# Possible Preventative for Chytrid?



## cschub13 (Apr 27, 2011)

Scientists testing anti-fungal bacteria on diseased frogs in California


----------



## MonarchzMan (Oct 23, 2006)

I heard about this when they first discovered it. I understand the dire circumstances chytrid leaves populations in, but I also wonder what sort of effects dumping a bunch of bacteria into a pond will have on the native ecosystem. Worth watching, I would say, at least. Hopefully, it just gets rid of the fungus and nothing else happens...


----------



## pnwpdf (Nov 9, 2010)

That is very interesting. I hope that we hear about the results soon-ish!


----------



## BlueRidge (Jun 12, 2010)

We went to the DC Zoo a couple of weeks ago. Of course I had to go check out the Amazonia exhibit, which was horrible until I got upstairs. They had all the frogs upstairs and you could see into the frog rooms. 

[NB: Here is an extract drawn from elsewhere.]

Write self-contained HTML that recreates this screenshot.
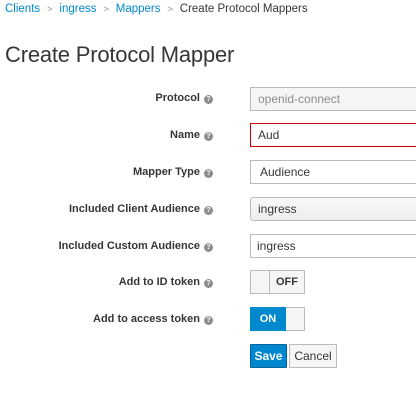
<!DOCTYPE html>
<html><head><style>
body{margin:0;width:416px;height:417px;overflow:hidden;background:#fff;font-family:"Liberation Sans",sans-serif;color:#363636;position:relative}
.a{position:absolute}
.bc{top:3px;left:5px;font-size:11.5px;white-space:nowrap}
.bc a{color:#0088ce;text-decoration:none}
.bc .s{color:#8b8d8f;margin:0 7px;font-size:9px}
h1{position:absolute;top:42px;left:5px;margin:0;font-size:22px;font-weight:normal;color:#363636;letter-spacing:-0.2px}
.lbl{right:203px;font-size:11px;font-weight:bold;white-space:nowrap;text-align:right}
.q{display:inline-block;width:9px;height:9px;border-radius:50%;background:#8b8d8f;color:#fff;font-size:7px;line-height:9px;text-align:center;margin-left:4px;vertical-align:0px}
.in{left:250px;width:180px;height:24px;border:1px solid #bbb;box-sizing:border-box;font-size:12px;line-height:22px;padding-left:7px}
.tg{left:250px;width:55px;height:24px;border:1px solid #bbb;box-sizing:border-box;font-size:11px;font-weight:bold;background:#f5f5f5}
.btn{top:344px;height:24px;box-sizing:border-box;font-size:12px;font-weight:bold;line-height:22px;text-align:center;border-radius:1px}
</style></head><body>
<div class="a bc"><a>Clients</a><span class="s">&gt;</span><a>ingress</a><span class="s">&gt;</span><a>Mappers</a><span class="s">&gt;</span>Create Protocol Mappers</div>
<h1>Create Protocol Mapper</h1>

<div class="a lbl" style="top:92px">Protocol<span class="q">?</span></div>
<div class="a in" style="top:87px;background:#f5f5f5;color:#8b8d8f">openid-connect</div>

<div class="a lbl" style="top:129px">Name<span class="q">?</span></div>
<div class="a in" style="top:123px;border-color:#c00">Aud</div>

<div class="a lbl" style="top:166px">Mapper Type<span class="q">?</span></div>
<div class="a in" style="top:160px;padding-left:9px">Audience</div>

<div class="a lbl" style="top:203px">Included Client Audience<span class="q">?</span></div>
<div class="a in" style="top:197px;border-radius:3px;background:linear-gradient(#fafafa,#ededed)">ingress</div>

<div class="a lbl" style="top:240px">Included Custom Audience<span class="q">?</span></div>
<div class="a in" style="top:234px;padding-left:6px">ingress</div>

<div class="a lbl" style="top:276px">Add to ID token<span class="q">?</span></div>
<div class="a tg" style="top:270px"><div class="a" style="left:18px;top:0;width:0;height:22px;border-left:1px solid #bbb"></div><div class="a" style="left:19px;top:0;width:34px;line-height:22px;text-align:center">OFF</div></div>

<div class="a lbl" style="top:313px">Add to access token<span class="q">?</span></div>
<div class="a tg" style="top:307px"><div class="a" style="left:-1px;top:-1px;width:36px;height:24px;background:#0088ce;color:#fff;line-height:24px;text-align:center">ON</div></div>

<div class="a btn" style="left:250px;width:37px;background:#0088ce;border:1px solid #00659c;color:#fff">Save</div>
<div class="a btn" style="left:289px;width:48px;background:#f5f5f5;border:1px solid #bbb;color:#363636;font-weight:normal">Cancel</div>
</body></html>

In one area they had a setup that showed how they QT and prevent any spread of Chytrid. They had a solution in beakers that they soaked the frogs in for one hour several times per week before the frogs were put into their display tanks. Of course I didnt take a picture, I should have. I forgot what the solution was though.


----------



## Ed (Sep 19, 2004)

Unfortunately, the treatment with that bacteria isn't effective in all species as the bacteria colonize the skin, the population booms, then busts with the anuran then dieing from chytridmycosis... See for example (not free access) EcoHealth, Volume 8, Number 4 - SpringerLink 


Some comments

Ed


----------